山古志村は今月の17日朝から雪でうっすら雪化粧した。山沿いでは積雪となった。被災地には今月末には本格的に雪が積もり、極寒の季節を迎える。
地震直後、そして暫くの間、あまりの臭いに息ができないほどであったという。特に被害の大きかった山古志村は言葉が出ないほどの状態であったという。家族同様のウシや鯉たちが命を失い、土砂の中に埋まって、腐敗したのだろうか。本当に自然の脅威には、太刀打ちできない人間の力のなさを感じ、涙がこぼれる。
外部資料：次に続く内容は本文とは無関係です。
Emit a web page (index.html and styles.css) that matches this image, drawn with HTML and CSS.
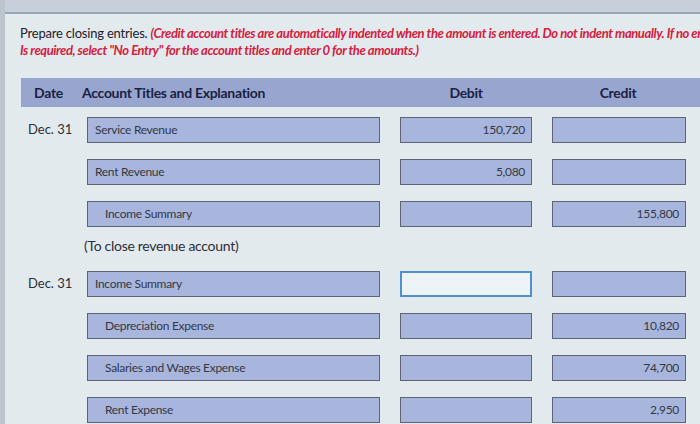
FILE: index.html
```html
<!DOCTYPE html>
<html>
<head>
<meta charset="utf-8">
<link rel="stylesheet" href="styles.css">
</head>
<body>
<div class="topbar"></div>
<div class="content">
  <div class="instr">
    <div class="line">Prepare closing entries. <span class="red">(Credit account titles are automatically indented when the amount is entered. Do not indent manually. If no entry</span></div>
    <div class="line red">Is required, select "No Entry" for the account titles and enter 0 for the amounts.)</div>
  </div>
  <div class="head">
    <div class="h-date">Date</div>
    <div class="h-acct">Account Titles and Explanation</div>
    <div class="h-amt">Debit</div>
    <div class="h-amt">Credit</div>
  </div>
  <div class="rows">
    <div class="row">
      <div class="date">Dec. 31</div>
      <div class="box acct">Service Revenue</div>
      <div class="box amt">150,720</div>
      <div class="box amt"></div>
    </div>
    <div class="row">
      <div class="date"></div>
      <div class="box acct">Rent Revenue</div>
      <div class="box amt">5,080</div>
      <div class="box amt"></div>
    </div>
    <div class="row">
      <div class="date"></div>
      <div class="box acct indent">Income Summary</div>
      <div class="box amt"></div>
      <div class="box amt">155,800</div>
    </div>
    <div class="note">(To close revenue account)</div>
    <div class="row">
      <div class="date">Dec. 31</div>
      <div class="box acct">Income Summary</div>
      <div class="box amt focus"></div>
      <div class="box amt"></div>
    </div>
    <div class="row">
      <div class="date"></div>
      <div class="box acct indent">Depreciation Expense</div>
      <div class="box amt"></div>
      <div class="box amt">10,820</div>
    </div>
    <div class="row">
      <div class="date"></div>
      <div class="box acct indent">Salaries and Wages Expense</div>
      <div class="box amt"></div>
      <div class="box amt">74,700</div>
    </div>
    <div class="row">
      <div class="date"></div>
      <div class="box acct indent">Rent Expense</div>
      <div class="box amt"></div>
      <div class="box amt">2,950</div>
    </div>
  </div>
</div>
</body>
</html>
```

FILE: styles.css
```css
html, body {
  margin: 0;
  padding: 0;
  height: 100%;
  overflow: hidden;
}
body {
  background: #e3eaee;
  font-family: Lato, "Open Sans", sans-serif;
  color: #2b2f38;
  border-left: 5px solid #bcc5cc;
  box-sizing: border-box;
}
.topbar {
  height: 12px;
  background: #c6cfda;
  border-bottom: 2px solid #98a5b8;
}
.content {
  padding: 11px 0 0 15px;
}
.instr {
  font-size: 13px;
  line-height: 17px;
  letter-spacing: -0.2px;
  white-space: nowrap;
  color: #1e2128;
}
.red {
  color: #d4203c;
  font-weight: bold;
  font-style: italic;
  letter-spacing: -0.42px;
}
.head {
  display: flex;
  align-items: center;
  height: 29px;
  margin: 19px 0 10px 1px;
  background: #98a6cf;
  color: #1b2142;
  font-weight: bold;
  font-size: 14px;
  letter-spacing: -0.3px;
}
.h-date {
  width: 48px;
  padding-left: 13px;
}
.h-acct {
  width: 298px;
}
.h-amt {
  width: 132px;
  text-align: center;
  margin-left: 20px;
}
.row {
  display: grid;
  grid-template-columns: 47px 293px 132px 134px;
  column-gap: 20px;
  height: 26px;
  margin-bottom: 16px;
}
.date {
  font-size: 13px;
  padding-left: 8px;
  line-height: 24px;
  white-space: nowrap;
  color: #2b2f38;
}
.box {
  box-sizing: border-box;
  height: 26px;
  background: #a8b6de;
  border: 1px solid #5d6473;
  font-size: 12px;
  letter-spacing: -0.3px;
  line-height: 24px;
  color: #333844;
}
.acct {
  padding-left: 7px;
}
.acct.indent {
  padding-left: 17px;
}
.amt {
  text-align: right;
  padding-right: 6px;
}
.focus {
  background: #edf3f6;
  border: 2px solid #4f8fd4;
}
.note {
  font-size: 14px;
  letter-spacing: -0.3px;
  height: 18px;
  line-height: 18px;
  margin: -6px 0 16px 64px;
  color: #2b2f38;
}
```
村への道路の復旧は来年春の雪解けまで待って欲しいと村の人々が願っていることも聞いた。「何故って?村へ入り、家財道具などを盗む人がいるから・・・」。
いつの世も不埒な者がいるという現実・・・・・。
「嫁にきた時から、この村が好きだったから・・・」と80過ぎのおばあちゃんが目を潤ませながらテレビのマイクに向かって話している。
「山古志の季節は、人々の暮らしを映しています。春・木々の芽吹きと共に迎える、目のさめるような新緑夏・斜面には、青々と輝く無数の小さな棚田、秋・紅葉に溶け込むような秋の実り、冬・真っ白な、白銀の世界に自然に逆らわず、しかも屈することなく、 その厳しさと豊かな恵みを受け入れながら、 人々は自然と共に生きてきました」と地震前の美しい山古志村の光景が映る。美しい棚田、そして闘牛にわきたつ村の人々の笑顔と歓喜の声が聞こえてくる。
そんな自然の美しさ・逞しさの中で、このおばあちゃんや村の人たちは暮らしてきたのだろう。一日も早く、もう一度「闘牛と錦鯉のむら」の村が復活するまでにはかなりの時間はかかるだろうがその日をせつに祈る。